Archives - Ballyheigue prides itself on Holy Well
Archives - June 1982 THEY may not have flocked in their hundreds to Tobhar na Suil (St. Daithleann's Holy Well) a few miles outside Ballyheigue in June 1982 but there was no doubting the pride of the locals who made their way to this place of pilgrimage.
The day of celebration was the Feast Day of St Daithlaann, the patron saint of the Well and it was indeed a day of celebration for the many local people who have worked so hard restoring this area, building a road and erecting a plaque, kneeler and seats for those who went to pray there.

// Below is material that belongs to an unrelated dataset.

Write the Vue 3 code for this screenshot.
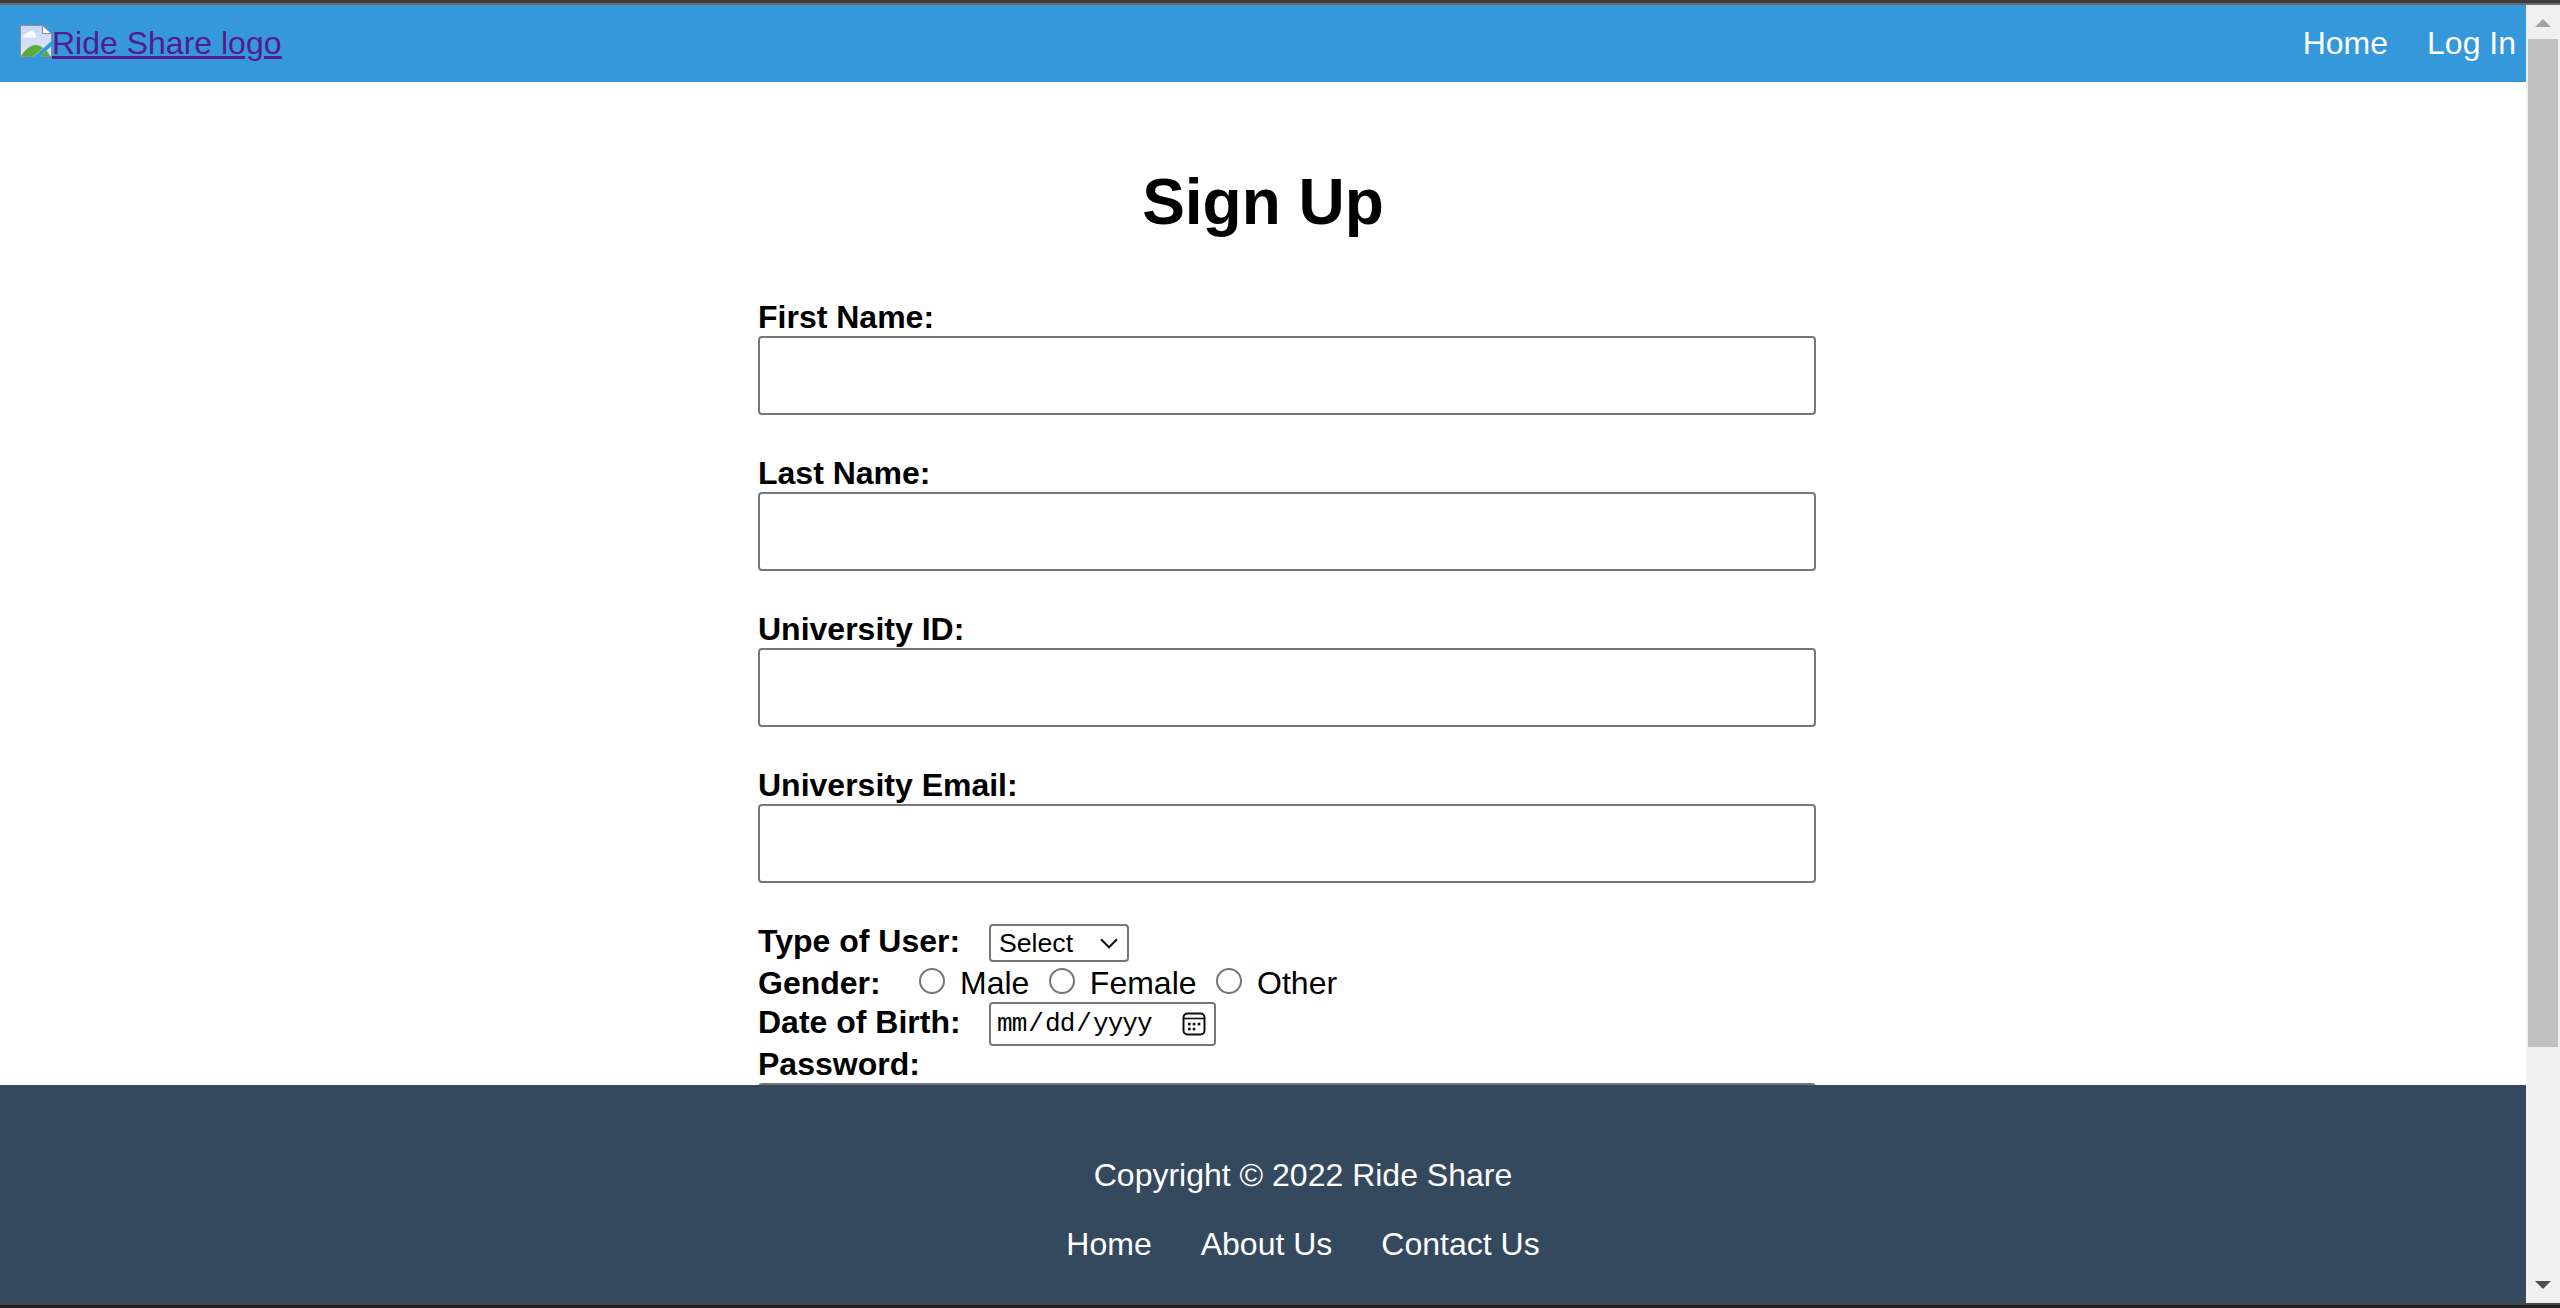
<script setup>
import { reactive } from 'vue'

const fields = [
  { id: 'firstName', label: 'First Name:', type: 'text' },
  { id: 'lastName', label: 'Last Name:', type: 'text' },
  { id: 'universityId', label: 'University ID:', type: 'text' },
  { id: 'email', label: 'University Email:', type: 'email' },
]
const genders = ['Male', 'Female', 'Other']
const navLinks = ['Home', 'Log In']
const footerLinks = ['Home', 'About Us', 'Contact Us']
const form = reactive({ firstName: '', lastName: '', universityId: '', email: '', gender: '', password: '' })
</script>

<template>
  <div class="window">
    <div class="edge-top"></div>
    <div class="viewport">
      <div class="page">
        <header class="header">
          <a class="logo" href="#">
            <svg class="broken" width="32" height="32" viewBox="0 0 32 32">
              <defs>
                <linearGradient id="sky" x1="0" y1="0" x2="0" y2="1">
                  <stop offset="0" stop-color="#c5d6f6" />
                  <stop offset="1" stop-color="#dfe8fb" />
                </linearGradient>
              </defs>
              <path d="M.5.5H22.500L31.500 8.500V16L14 31.500H.5Z" fill="url(#sky)" />
              <path d="M3 12.500c0-2 1.500-3.500 3.500-3.500C7.500 7 9 6 11 6c2.500 0 4 1.500 4.500 3.500 0 .8.500 1.500.5 3Z" fill="#fff" />
              <path d="M1 31C5 25 10 20 15.500 20c3 0 5.500 1 7.500 3L14 31Z" fill="#58ad38" />
              <path d="M21 31L27 26 30 31Z" fill="#58ad38" />
              <path d="M31 21.500V31H20.500Z" fill="#d5e1f8" />
              <path d="M20.500 31L26.500 25.800C28 27.500 29 29 30 31Z" fill="#58ad38" />
              <path d="M22.500 1V8.500H31.500Z" fill="#fff" />
              <path d="M14 31.500H.5V.5H22.500L31.500 8.500V16M22.500.5V8.500H31.500M31.500 21V31.500H20" fill="none" stroke="#8f8f8f" />
            </svg>
            <span class="logo-text">Ride Share logo</span>
          </a>
          <nav class="nav">
            <a v-for="link in navLinks" :key="link" href="#">{{ link }}</a>
          </nav>
        </header>

        <main class="main">
          <h1>Sign Up</h1>
          <form class="form" @submit.prevent>
            <div v-for="f in fields" :key="f.id" class="field">
              <label :for="f.id">{{ f.label }}</label>
              <input :id="f.id" v-model="form[f.id]" :type="f.type" />
            </div>
            <div class="row row-user">
              <label class="wide">Type of User:</label>
              <div class="select">
                <span>Select</span>
                <svg width="18" height="11" viewBox="0 0 18 11">
                  <path d="M1 1.300L9 9.300L17 1.300" fill="none" stroke="#101010" stroke-width="2" />
                </svg>
              </div>
            </div>
            <div class="row row-gender">
              <label class="narrow">Gender:</label>
              <div v-for="g in genders" :key="g" class="option">
                <span class="radio" role="radio" @click="form.gender = g"></span>
                <span>{{ g }}</span>
              </div>
            </div>
            <div class="row row-date">
              <label class="wide">Date of Birth:</label>
              <div class="date">
                <span class="date-text"><span>mm</span>/<span>dd</span>/<span>yyyy</span></span>
                <svg width="24" height="24" viewBox="0 0 24 24">
                  <rect x="1.500" y="1.500" width="21" height="21" rx="4" fill="none" stroke="#101010" stroke-width="2" />
                  <path d="M2 6.500H22" stroke="#101010" stroke-width="1.600" />
                  <g fill="#101010">
                    <circle cx="7.300" cy="12" r="1.500" /><circle cx="12" cy="12" r="1.500" /><circle cx="17" cy="12" r="1.500" />
                    <circle cx="7.300" cy="17" r="1.500" /><circle cx="12" cy="17" r="1.500" />
                  </g>
                </svg>
              </div>
            </div>
            <div class="field">
              <label for="password">Password:</label>
              <input id="password" v-model="form.password" type="password" />
            </div>
          </form>
        </main>

        <footer class="footer">
          <p>Copyright © 2022 Ride Share</p>
          <nav>
            <a v-for="link in footerLinks" :key="link" href="#">{{ link }}</a>
          </nav>
        </footer>
      </div>

      <div class="scrollbar">
        <svg width="16" height="8" viewBox="0 0 16 8"><path d="M8 0L16 8H0Z" fill="#a3a3a3" /></svg>
        <div class="thumb"></div>
        <svg class="down" width="16" height="8" viewBox="0 0 16 8"><path d="M0 0H16L8 8Z" fill="#505050" /></svg>
      </div>
    </div>
    <div class="edge-bottom"></div>
  </div>
</template>

<style>
body {
  margin: 0;
  overflow: hidden;
}
</style>

<style scoped>
* {
  box-sizing: border-box;
}
.window {
  width: 2560px;
  height: 1308px;
  display: flex;
  flex-direction: column;
  overflow: hidden;
  background: #fff;
  color: #000;
  font: 32px/36px "Liberation Sans", Arial, sans-serif;
}
.edge-top {
  flex: none;
  height: 5px;
  background: #3c3c3c;
  border-bottom: 2px solid #6a6a6a;
}
.edge-bottom {
  flex: none;
  height: 5px;
  background: #1f1f1f;
  border-top: 2px solid #444;
}
.viewport {
  display: flex;
  height: 1298px;
}
.page {
  width: 2526px;
  display: flex;
  flex-direction: column;
}
.header {
  flex: none;
  height: 77px;
  padding: 20px 10px 0 20px;
  display: flex;
  justify-content: space-between;
  align-items: flex-start;
  background: #3498db;
}
.logo {
  display: flex;
  color: #551a8b;
}
.logo-text {
  text-decoration: underline;
  text-decoration-thickness: 3px;
  text-underline-offset: 2px;
}
.nav {
  display: flex;
  gap: 39px;
}
.nav a,
.footer a {
  color: #fff;
  text-decoration: none;
}
.main {
  flex: 1;
  min-height: 0;
  overflow: hidden;
  padding-top: 84px;
}
h1 {
  margin: 0 0 61px;
  font-size: 64px;
  line-height: 72px;
  text-align: center;
}
.form {
  width: 1058px;
  margin-left: 758px;
}
label {
  display: block;
  font-weight: bold;
  white-space: nowrap;
}
.field {
  margin-bottom: 40px;
}
.field input {
  display: block;
  width: 1058px;
  height: 79px;
  margin: 1px 0 0;
  padding: 0 20px;
  border: 2px solid #767676;
  border-radius: 4px;
  outline: none;
  background: #fff;
  font: inherit;
}
.row {
  display: flex;
  align-items: flex-start;
}
.row-user {
  height: 42px;
}
.row-gender {
  height: 37px;
}
.row-date {
  height: 44px;
}
.row-date label {
  margin-top: 2px;
}
.wide {
  width: 231px;
}
.narrow {
  width: 161px;
}
.select {
  width: 140px;
  height: 38px;
  margin-top: 1px;
  padding: 0 9px 0 8px;
  display: flex;
  align-items: center;
  justify-content: space-between;
  border: 2px solid #767676;
  border-radius: 4px;
  font-size: 26.67px;
}
.option {
  display: flex;
  margin-right: 19.500px;
}
.radio {
  width: 26px;
  height: 26px;
  margin: 3px 15px 0 0;
  border: 2px solid #767676;
  border-radius: 50%;
}
.date {
  width: 227px;
  height: 44px;
  padding: 0 8px 0 4px;
  display: flex;
  align-items: center;
  justify-content: space-between;
  border: 2px solid #767676;
  border-radius: 4px;
}
.date-text {
  font: 26px/36px "Liberation Mono", monospace;
  letter-spacing: -0.940px;
}
.date-text span {
  padding: 0 2px;
}
.footer {
  flex: none;
  height: 218px;
  padding: 72px 0 0 80px;
  background: #34495e;
  color: #fff;
  text-align: center;
}
.footer p {
  margin: 0 0 33px;
}
.footer nav {
  display: flex;
  justify-content: center;
  gap: 49px;
}
.scrollbar {
  width: 34px;
  display: flex;
  flex-direction: column;
  align-items: center;
  padding: 14px 0;
  background: #f0f0f0;
}
.thumb {
  width: 30px;
  height: 1008px;
  margin-top: 12px;
  background: #c1c1c1;
}
.down {
  margin-top: auto;
}
</style>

Last year  the local people under the direction of the Ballyheigue Race Committee decided to restore the well and make it accessible to members of the public. They have through voluntary labour and in many cases through the donation of materials, managed to develop it and now they plan to tar the approach road and sometime in the not-too-distant future to have Stations of the Cross erected there.

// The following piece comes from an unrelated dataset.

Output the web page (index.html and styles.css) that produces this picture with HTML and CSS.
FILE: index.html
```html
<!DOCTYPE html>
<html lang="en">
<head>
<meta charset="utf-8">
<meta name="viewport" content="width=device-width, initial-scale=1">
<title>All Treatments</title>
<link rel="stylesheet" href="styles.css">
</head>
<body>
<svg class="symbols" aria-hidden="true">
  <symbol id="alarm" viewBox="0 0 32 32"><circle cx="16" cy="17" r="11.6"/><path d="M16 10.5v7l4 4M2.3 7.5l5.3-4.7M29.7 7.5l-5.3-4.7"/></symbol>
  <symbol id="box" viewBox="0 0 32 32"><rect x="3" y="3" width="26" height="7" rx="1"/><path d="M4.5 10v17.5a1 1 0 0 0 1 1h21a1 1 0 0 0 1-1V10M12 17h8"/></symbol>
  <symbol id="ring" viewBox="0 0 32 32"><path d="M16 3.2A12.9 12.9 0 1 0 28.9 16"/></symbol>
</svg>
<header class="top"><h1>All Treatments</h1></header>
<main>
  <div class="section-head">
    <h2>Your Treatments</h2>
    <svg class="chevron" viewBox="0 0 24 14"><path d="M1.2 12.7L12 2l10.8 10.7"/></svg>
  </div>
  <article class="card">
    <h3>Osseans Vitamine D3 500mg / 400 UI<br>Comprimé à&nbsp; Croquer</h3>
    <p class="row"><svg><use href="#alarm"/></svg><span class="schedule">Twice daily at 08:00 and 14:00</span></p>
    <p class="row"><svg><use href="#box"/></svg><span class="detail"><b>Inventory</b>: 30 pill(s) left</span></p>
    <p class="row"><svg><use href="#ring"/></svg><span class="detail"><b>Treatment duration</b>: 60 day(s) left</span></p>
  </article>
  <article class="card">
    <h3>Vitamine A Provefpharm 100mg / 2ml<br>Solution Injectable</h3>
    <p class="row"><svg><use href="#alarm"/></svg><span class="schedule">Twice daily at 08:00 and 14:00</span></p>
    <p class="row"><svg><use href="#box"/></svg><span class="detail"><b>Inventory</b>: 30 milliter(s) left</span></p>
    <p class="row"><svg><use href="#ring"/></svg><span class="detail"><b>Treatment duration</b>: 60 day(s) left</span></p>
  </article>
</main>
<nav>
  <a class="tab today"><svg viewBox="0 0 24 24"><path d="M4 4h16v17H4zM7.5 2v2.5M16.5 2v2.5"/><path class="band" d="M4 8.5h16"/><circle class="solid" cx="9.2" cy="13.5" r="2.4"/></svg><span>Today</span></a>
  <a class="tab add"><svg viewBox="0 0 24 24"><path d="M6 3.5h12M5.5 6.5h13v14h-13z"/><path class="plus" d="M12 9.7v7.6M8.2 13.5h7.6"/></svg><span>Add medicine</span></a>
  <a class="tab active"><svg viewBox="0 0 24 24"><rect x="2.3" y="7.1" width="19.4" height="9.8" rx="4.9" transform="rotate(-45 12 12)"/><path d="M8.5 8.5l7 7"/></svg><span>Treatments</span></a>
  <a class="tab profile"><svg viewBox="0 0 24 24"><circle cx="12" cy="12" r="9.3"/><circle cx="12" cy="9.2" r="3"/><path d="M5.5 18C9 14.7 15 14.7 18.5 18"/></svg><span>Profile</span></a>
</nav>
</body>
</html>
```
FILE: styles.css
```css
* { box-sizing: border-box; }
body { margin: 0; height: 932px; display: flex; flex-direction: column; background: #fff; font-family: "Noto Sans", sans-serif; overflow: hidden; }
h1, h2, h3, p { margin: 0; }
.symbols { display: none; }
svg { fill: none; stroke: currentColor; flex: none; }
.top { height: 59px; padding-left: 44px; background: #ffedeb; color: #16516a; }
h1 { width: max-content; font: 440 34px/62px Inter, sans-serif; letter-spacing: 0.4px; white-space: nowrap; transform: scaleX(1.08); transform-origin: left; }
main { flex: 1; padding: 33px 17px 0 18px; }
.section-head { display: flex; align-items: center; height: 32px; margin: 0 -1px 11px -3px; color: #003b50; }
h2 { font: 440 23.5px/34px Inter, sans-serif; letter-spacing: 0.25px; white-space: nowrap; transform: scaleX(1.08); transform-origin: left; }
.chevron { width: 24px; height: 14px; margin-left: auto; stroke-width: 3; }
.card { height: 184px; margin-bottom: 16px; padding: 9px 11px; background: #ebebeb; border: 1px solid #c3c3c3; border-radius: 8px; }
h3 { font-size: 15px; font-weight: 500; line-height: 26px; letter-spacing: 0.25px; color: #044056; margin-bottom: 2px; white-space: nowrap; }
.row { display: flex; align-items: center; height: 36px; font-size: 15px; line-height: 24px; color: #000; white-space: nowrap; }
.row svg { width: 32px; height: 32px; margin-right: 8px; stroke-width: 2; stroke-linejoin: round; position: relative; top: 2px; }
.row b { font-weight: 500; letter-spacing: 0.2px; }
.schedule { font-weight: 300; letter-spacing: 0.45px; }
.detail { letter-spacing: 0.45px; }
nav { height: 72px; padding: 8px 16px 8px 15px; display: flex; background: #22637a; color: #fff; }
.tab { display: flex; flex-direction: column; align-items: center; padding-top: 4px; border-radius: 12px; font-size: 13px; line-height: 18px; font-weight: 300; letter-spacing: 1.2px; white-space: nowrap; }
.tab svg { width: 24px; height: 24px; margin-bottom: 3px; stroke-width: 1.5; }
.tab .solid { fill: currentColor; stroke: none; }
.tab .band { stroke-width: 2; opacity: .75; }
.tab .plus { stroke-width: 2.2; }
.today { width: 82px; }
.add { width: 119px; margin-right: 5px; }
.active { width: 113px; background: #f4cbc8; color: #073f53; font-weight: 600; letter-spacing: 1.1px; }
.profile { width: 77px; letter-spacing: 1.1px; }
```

Local people who came to honour St. Daithleann at the Well were only too anxious to speak of the traditions of the area and the legends attached to the Well.
Mrs. Rita Nelligan pointed out the ruins of St. Daithleann's Convent on a hill beside the Well and told how when the nunnery was attacked, the saint struck the attackers blind and later told them that if they washed their eyes in the local well they would recover their eyesight.